Web Scraping with CSS Selectors using Python

When web-scraping, CSS selectors are one of the best friends. This tutorial will tell you what they're, their pros and cons, and why they matter from a web scraping perspective with Python examples to get you going.

This blog post is not a complete CSS selectors reference, but a mini-guided tour of frequently used type of selectors and how to work them.

Intro
This blog post is about understanding CSS selectors when doing web page web scraping, and what tools might be handy to use in addition to Python beautifulsoup, lxml libraries.
Usage of CSS selectors in different languages, frameworks, packages are not much different.
Prerequisites
pip install lxml 
pip install beautifulsoup4
A basic familiarity with bs4 library or whatever HTML parser package/framework you're using.
This is needed if you want to train extract data from CSS selectors on your own.
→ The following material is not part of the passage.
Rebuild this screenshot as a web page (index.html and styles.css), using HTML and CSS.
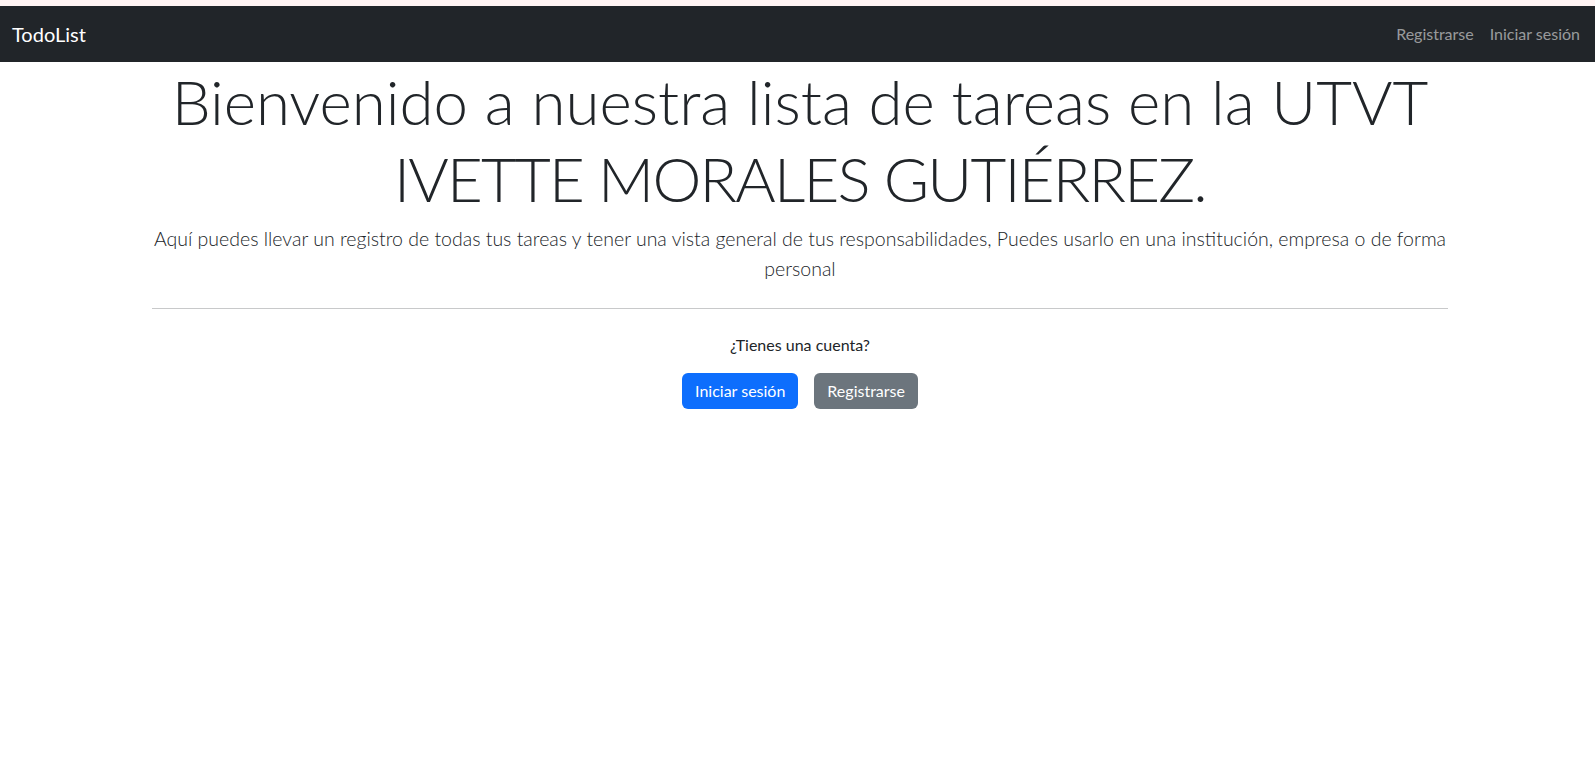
FILE: index.html
```html
<!DOCTYPE html>
<html lang="es">
<head>
<meta charset="utf-8">
<title>TodoList</title>
<link rel="stylesheet" href="styles.css">
</head>
<body>
<div class="page">
  <div class="topstrip"></div>
  <nav class="navbar">
    <a class="brand" href="#">TodoList</a>
    <ul class="nav-links">
      <li><a href="#">Registrarse</a></li>
      <li><a href="#">Iniciar sesión</a></li>
    </ul>
  </nav>
  <main class="container">
    <h1 class="display">Bienvenido a nuestra lista de tareas en la UTVT<br><span class="display-name">IVETTE MORALES GUTIÉRREZ.</span></h1>
    <p class="lead">Aquí puedes llevar un registro de todas tus tareas y tener una vista general de tus responsabilidades, Puedes usarlo en una institución, empresa o de forma<br>personal</p>
    <hr class="divider">
    <div class="account">
      <p class="account-q">¿Tienes una cuenta?</p>
      <div class="actions">
        <a class="btn btn-primary" href="#">Iniciar sesión</a>
        <a class="btn btn-secondary" href="#">Registrarse</a>
      </div>
    </div>
  </main>
</div>
</body>
</html>
```
FILE: styles.css
```css
html { overflow-x: hidden; }
body {
  margin: 0;
  font-family: Lato, "Open Sans", sans-serif;
  color: #212529;
  background: #fff;
}
.page { width: 1600px; }
.topstrip { height: 6px; background: #fff4f4; }
.navbar {
  height: 56px;
  background: #212529;
  display: flex;
  align-items: center;
  justify-content: space-between;
  padding: 0 12px;
}
.brand {
  color: #fff;
  font-size: 20px;
  line-height: 30px;
  text-decoration: none;
}
.nav-links {
  list-style: none;
  margin: 0;
  padding: 0;
  display: flex;
}
.nav-links a {
  display: block;
  padding: 8px;
  color: rgba(255,255,255,.55);
  text-decoration: none;
  font-size: 16px;
  line-height: 24px;
}
.container {
  width: 1296px;
  margin: 0 auto;
  text-align: center;
}
.display {
  font-size: 61.8px;
  font-weight: 300;
  line-height: 77px;
  white-space: nowrap;
  margin: 1px 0 7px;
}
.display-name { letter-spacing: -1.8px; }
.lead {
  font-size: 19.5px;
  font-weight: 300;
  line-height: 30px;
  white-space: nowrap;
  margin: 0 0 24px;
}
.divider {
  border: 0;
  border-top: 1px solid #c8c9ca;
  margin: 16px 0;
}
.account { padding-top: 8px; }
.account-q { margin: 0 0 16px; font-size: 16px; line-height: 24px; }
.actions { display: flex; justify-content: center; gap: 16px; }
.btn {
  display: inline-block;
  padding: 6px 13px;
  font-size: 16px;
  line-height: 24px;
  border-radius: 6px;
  color: #fff;
  text-decoration: none;
}
.btn-primary { background: #0d6efd; }
.btn-secondary { background: #6c757d; }
```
If you don't want to do that, installing these libraries is not required.
What is CSS selectors
CSS selectors are patterns used to select (match) the element(s) you want to style extract.
SelectorGadget
Let's start with easy one, SelectorGadget extension. This extension allows to quickly grab CSS selector(s) by clicking on desired element in your browser, and returns a CSS selector(s).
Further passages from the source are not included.